3. Examine what you see in the new worksheet that gets created with your regression results. At the top there are some “Regression Statistics” including the “R-squared”, “Observations”, etc. Then there is a section called “ANOVA”, which you don’t need to worry about for this class. The next unlabeled section is the regression coefficients and associated statistical test results that tell us if each of the estimated coefficients is likely to actually be zero. The “Coefficients” column indicates the slope and intercept of the best fit regression line through your data. Below that, you’ll see the “Residuals” output. Sometimes this can be useful to see where your best fit line actually fits the data well, and where it doesn’t. For this assignment, you don’t need to worry about the residuals.
4. To convince yourself that this is the same as what you did with the Phoenix data, select the series of dots in the scatterplot that are the original data, and use the steps above to add a trendline and equation. The slope and intercept of the trendline equation should exactly match the “Coefficients” column at left.

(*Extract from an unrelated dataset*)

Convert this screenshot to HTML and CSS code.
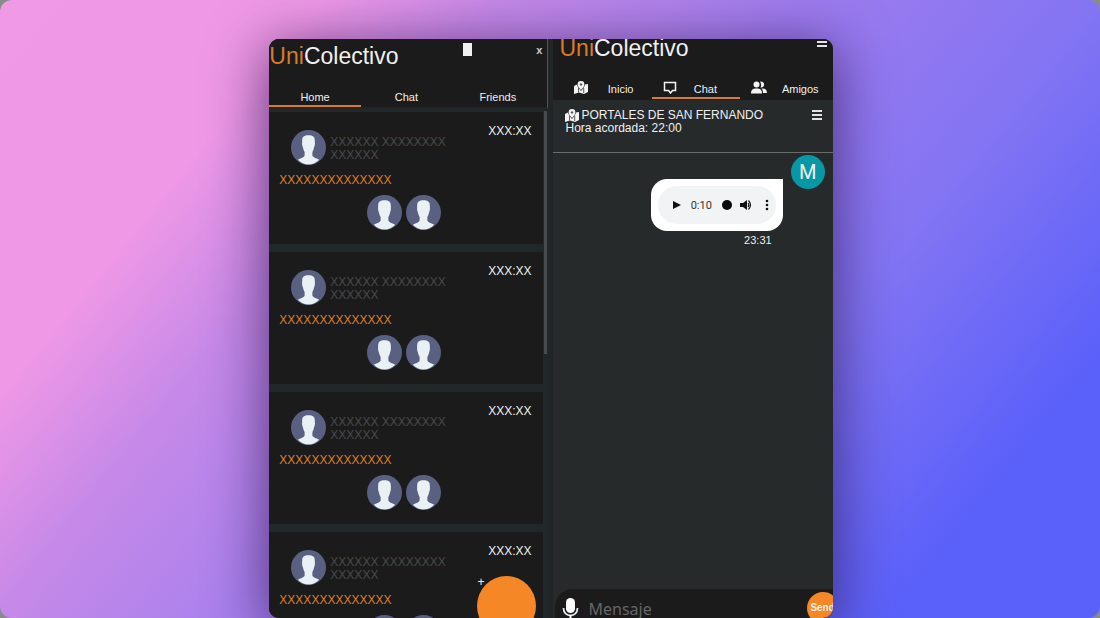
FILE: index.html
```
<!DOCTYPE html>
<html lang="es">
<head>
<meta charset="utf-8">
<meta name="viewport" content="width=device-width, initial-scale=1">
<title>UniColectivo</title>
<link rel="stylesheet" href="styles.css">
</head>
<body>
<svg class="defs" aria-hidden="true">
  <symbol id="avatar" viewBox="0 0 36 36">
    <circle cx="18" cy="18" r="18" fill="#596082"/>
    <path fill="#e9f1f4" d="M11.500 11C11.500 7 13.500 5.500 18 5.500s6.500 1.500 6.500 5.500c.2 3 .2 5-.8 7-.3 2-1 3.500-1.700 4.500v4c1 2 4.500 2.500 7 4A17.500 17.500 0 0 1 18 35.500 17.500 17.500 0 0 1 7 30.500c2.500-1.500 6-2 7-4v-4c-.7-1-1.400-2.500-1.700-4.500-1-2-1-4-.8-7z"/>
  </symbol>
  <symbol id="map" viewBox="0 0 14 13">
    <path fill="#f4f4f4" d="M0 5l3-1.500C3.200 5.500 5 7.500 7 10c2-2.500 3.800-4.500 4-6.500L14 3v8l-4 2-5-1.500L0 13z"/>
    <path fill="#f4f4f4" d="M7 0a3.400 3.400 0 0 1 3.400 3.400C10.400 5.300 8.500 7 7 9 5.500 7 3.600 5.300 3.600 3.400A3.400 3.400 0 0 1 7 0z"/>
    <path fill="none" stroke="#1b1b1b" stroke-width=".7" d="M4.500 7v4.500M9.700 7v5"/>
    <circle cx="7" cy="3.400" r="1.200" fill="#555"/>
  </symbol>
  <symbol id="bars" viewBox="0 0 12 12">
    <path stroke="#e4e4e4" stroke-width="2" d="M1 2h10M1 6h10M1 10h10"/>
  </symbol>
</svg>
<main class="window">
  <section class="home">
    <header class="home-head">
      <div class="bar">
        <h1 class="logo"><span>Uni</span>Colectivo</h1>
        <button class="blank" type="button" aria-label="Menu"></button>
        <button class="close" type="button">x</button>
      </div>
      <nav class="tabs">
        <a class="tab active" href="#home">Home</a>
        <a class="tab" href="#chat">Chat</a>
        <a class="tab" href="#friends">Friends</a>
      </nav>
    </header>
    <div class="feed">
      <div class="cards">
        <article class="card">
          <div class="who"><svg class="avatar"><use href="#avatar"/></svg><p class="name">XXXXXX XXXXXXXX XXXXXX</p><time class="time">XXX:XX</time></div>
          <p class="place">XXXXXXXXXXXXXX</p>
          <div class="riders"><svg class="avatar"><use href="#avatar"/></svg><svg class="avatar"><use href="#avatar"/></svg></div>
        </article>
        <article class="card">
          <div class="who"><svg class="avatar"><use href="#avatar"/></svg><p class="name">XXXXXX XXXXXXXX XXXXXX</p><time class="time">XXX:XX</time></div>
          <p class="place">XXXXXXXXXXXXXX</p>
          <div class="riders"><svg class="avatar"><use href="#avatar"/></svg><svg class="avatar"><use href="#avatar"/></svg></div>
        </article>
        <article class="card">
          <div class="who"><svg class="avatar"><use href="#avatar"/></svg><p class="name">XXXXXX XXXXXXXX XXXXXX</p><time class="time">XXX:XX</time></div>
          <p class="place">XXXXXXXXXXXXXX</p>
          <div class="riders"><svg class="avatar"><use href="#avatar"/></svg><svg class="avatar"><use href="#avatar"/></svg></div>
        </article>
        <article class="card">
          <div class="who"><svg class="avatar"><use href="#avatar"/></svg><p class="name">XXXXXX XXXXXXXX XXXXXX</p><time class="time">XXX:XX</time></div>
          <p class="place">XXXXXXXXXXXXXX</p>
          <div class="riders"><svg class="avatar"><use href="#avatar"/></svg><svg class="avatar"><use href="#avatar"/></svg></div>
        </article>
      </div>
      <div class="track"><div class="thumb"></div></div>
    </div>
    <button class="add" type="button"><span>+</span></button>
  </section>
  <section class="chat">
    <header class="chat-head">
      <div class="bar">
        <h2 class="logo"><span>Uni</span>Colectivo</h2>
        <button class="menu" type="button" aria-label="Menú"><svg class="bars"><use href="#bars"/></svg></button>
      </div>
      <nav class="tabs">
        <a class="tab" href="#inicio"><svg class="tab-icon"><use href="#map"/></svg>Inicio</a>
        <a class="tab active" href="#chat"><svg class="tab-icon" viewBox="0 0 14 13"><path fill="none" stroke="#f4f4f4" stroke-width="1.500" d="M1.500 1.500h11v8H9.500L7.500 12 5.500 9.500h-4z"/></svg>Chat</a>
        <a class="tab" href="#amigos"><svg class="tab-icon wide" viewBox="0 0 16 13"><g fill="#f4f4f4"><circle cx="5.500" cy="3.600" r="3"/><path d="M0 12.500c0-4 2-5 5.500-5s5.500 1 5.500 5z"/><path d="M9 .8a3 3 0 1 1 .5 5.700c1-1.800.8-4-.5-5.700z"/><path d="M10.500 7.500c3.500-.3 5.500 1 5.500 4.500h-4c0-2-.4-3.500-1.500-4.500z"/></g></svg>Amigos</a>
      </nav>
    </header>
    <div class="trip">
      <div class="trip-text">
        <p class="trip-place"><svg class="tab-icon"><use href="#map"/></svg>PORTALES DE SAN FERNANDO</p>
        <p>Hora acordada: 22:00</p>
      </div>
      <button class="menu" type="button" aria-label="Opciones"><svg class="bars"><use href="#bars"/></svg></button>
    </div>
    <div class="messages">
      <div class="message">
        <div class="bubble">
          <div class="player">
            <button class="ctl" type="button" aria-label="Reproducir"><svg viewBox="0 0 12 12"><path d="M2 2l8 4-8 4z"/></svg></button>
            <span class="clock">0:10</span>
            <input class="seek" type="range" min="0" max="10" value="5" aria-label="Posición">
            <button class="ctl" type="button" aria-label="Volumen"><svg viewBox="0 0 12 12"><path d="M0 4h3l4-3v10L3 8H0z"/><path fill="none" stroke="#111" stroke-width="1.200" d="M8 4q1.500 2 0 4M8.500 1.500q4 4.500 0 9"/></svg></button>
            <button class="ctl more" type="button" aria-label="Más"><svg viewBox="0 0 12 12"><circle cx="6" cy="2" r="1.300"/><circle cx="6" cy="6" r="1.300"/><circle cx="6" cy="10" r="1.300"/></svg></button>
          </div>
        </div>
        <time class="sent">23:31</time>
      </div>
      <div class="initial">M</div>
    </div>
    <form class="compose">
      <svg class="mic" viewBox="0 0 16 20"><rect x="3.500" y="0" width="9" height="15" rx="4.500" fill="#fff"/><path fill="none" stroke="#dfe8ec" stroke-width="1.800" d="M1 10c0 10 14 10 14 0"/><path stroke="#fff" stroke-width="2" d="M8 17v3"/></svg>
      <input class="field" type="text" placeholder="Mensaje" aria-label="Mensaje">
      <button class="send" type="button">Send</button>
    </form>
  </section>
</main>
</body>
</html>
```
FILE: styles.css
```
* { box-sizing: border-box; }
html { height: 100%; background: #8a8a8a; }
body {
  margin: 0;
  height: 100vh;
  overflow: hidden;
  display: flex;
  justify-content: center;
  padding: 39px 0 0 2px;
  border-radius: 12px;
  background: linear-gradient(129deg, #f09ae6 0%, #ee98e6 20%, #c689e8 31%, #b083ec 42%, #9f7cee 50%, #8274f3 69%, #5a60fa 87%, #5a60fa 100%);
  font-family: "Liberation Sans", Arial, sans-serif;
  font-size: 12px;
  color: #f0f0f0;
}
h1, h2, p { margin: 0; }
button { border: 0; padding: 0; background: none; color: inherit; font: inherit; }
a { color: inherit; text-decoration: none; }
.defs { position: absolute; width: 0; height: 0; }
.window {
  width: 51.300%;
  display: grid;
  grid-template-columns: 1fr 1fr;
  gap: 5px;
  border-radius: 10px;
  overflow: hidden;
  background: #222526;
  box-shadow: 0 10px 56px 4px rgba(30, 10, 60, .6);
}
.home, .chat { position: relative; min-width: 0; min-height: 0; display: flex; flex-direction: column; }
.home { background: #202829; }
.home-head { background: #1b1b1b; border-right: 1px solid #555; border-bottom: 2px solid #222526; }
.bar { display: flex; align-items: flex-start; }
.logo { font-size: 23px; line-height: 26px; font-weight: 400; }
.logo span { color: #d87b2b; }
.home-head .bar { padding: 4px 5px 0 0; height: 48px; }
.blank { width: 9px; height: 13px; background: #f0f0f0; margin-left: auto; }
.close { margin-left: 64px; font-size: 11px; line-height: 14px; font-weight: 700; color: #ccc; }
.tabs { display: flex; font-size: 11px; line-height: 16px; }
.tab { border-bottom: 2px solid transparent; }
.tab.active { border-color: #d87b2b; }
.home .tab { flex: 1; text-align: center; padding: 2px 0 0; }
.home .tabs { padding-right: 4px; }
.feed { flex: 1; min-height: 0; display: flex; gap: 1px; overflow: hidden; }
.cards { flex: 1; display: flex; flex-direction: column; gap: 8px; padding-top: 3px; }
.card { background: #1b1b1b; flex: none; padding: 13px 12px 14px 10px; }
.who { display: flex; height: 46px; padding-left: 12px; gap: 4px; }
.avatar { width: 35px; height: 35px; flex: none; }
.who .avatar { margin-top: 5px; }
.name { flex: 1; color: #494949; line-height: 13px; padding-top: 11px; }
.time { line-height: 12px; }
.place { color: #dd7f2d; line-height: 18px; }
.riders { display: flex; justify-content: center; gap: 4px; padding: 6px 2px 0 0; }
.track { width: 4px; padding-top: 2px; }
.thumb { height: 48%; width: 3px; background: #484b4d; }
.add { position: absolute; right: 12px; bottom: -18px; width: 59px; height: 60px; border-radius: 50%; background: #f58726; }
.add span { position: absolute; left: 0; top: 0; line-height: 12px; }
.chat { background: #272a2b; }
.chat-head { background: #1b1b1b; padding-left: 6px; height: 61px; }
.chat-head .bar { height: 42px; justify-content: space-between; padding-right: 5px; }
.chat-head .logo { line-height: 18px; }
.bars { display: block; width: 12px; height: 12px; }
.chat-head .menu { margin-top: -3px; }
.chat .tabs { justify-content: space-between; }
.chat .tab { display: flex; justify-content: space-between; width: 88px; padding: 0 23px 0 11px; }
.chat .tab:first-child { padding: 0 14px 0 15px; }
.chat .tab:last-child { padding: 0 14px 0 6px; }
.tab-icon { width: 14px; height: 13px; }
.tab-icon.wide { width: 16px; }
.trip { display: flex; justify-content: space-between; height: 53px; padding: 9px 10px 0 12px; border-bottom: 1px solid #696b6c; line-height: 13px; }
.trip-place { display: flex; gap: 2px; }
.trip .menu { align-self: flex-start; }
.messages { flex: 1; display: flex; justify-content: flex-end; align-items: flex-start; gap: 8px; padding: 2px 8px 0 0; }
.message { padding-top: 24px; display: flex; flex-direction: column; align-items: flex-end; }
.bubble { background: #fff; border-radius: 16px 0 16px 16px; padding: 7px; width: 132px; }
.player { display: flex; align-items: center; height: 38px; border-radius: 19px; background: #f1f3f4; padding: 0 3px 0 13px; color: #333; }
.ctl { width: 12px; height: 12px; flex: none; }
.ctl svg { display: block; width: 12px; height: 12px; fill: #111; }
.clock { font: 11px Roboto, sans-serif; margin-left: 8px; }
.seek { appearance: none; background: none; width: 10px; height: 10px; margin: 0 8px 0 10px; border-radius: 50%; }
.seek::-webkit-slider-thumb { appearance: none; width: 10px; height: 10px; border-radius: 50%; background: #080808; }
.more { margin-left: auto; }
.sent { font-size: 11px; line-height: 14px; padding: 2px 11px 0 0; }
.initial { width: 34px; height: 34px; border-radius: 50%; background: #0797a5; font: 20px/34px Roboto, sans-serif; text-align: center; }
.compose { display: flex; align-items: center; height: 29px; margin-left: 2px; padding: 8px 0 0 7px; background: #1b1b1b; border-radius: 18px 0 0 0; }
.mic { width: 17px; height: 20px; flex: none; }
.field { flex: 1; min-width: 0; border: 0; padding: 2px 0 0 9px; background: none; font: 16px "Noto Sans", sans-serif; color: #ddd; }
.field::placeholder { color: #666; opacity: 1; }
.send { width: 32px; height: 32px; flex: none; margin-right: -6px; border-radius: 50%; background: #f58726; font-size: 10px; font-weight: 700; }
```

5. Finally, go back to your Tempe tab, and use the regression coefficients to calculate the projected population for years 2016-2050.
Now you have a linear projection for the Tempe population through 2050 based on historical population data from 1950-2015. Great job!
To complete the Tempe tab, follow these same steps to run regressions to create graphical and numeric projections based on historical population data from 2000-2015 (column E), and based on historical population data from 2010-2015 (column F). Look at the results, compare them to MAG’s projections in column G, think a bit, and write answers to the questions at the bottom of the tab.
Your final assignment should include five tabs: Phoenix (with three embedded graphs and three answered questions), Tempe (with one answered question), and three appropriately labeled tabs for each of the three Tempe data regressions you ran.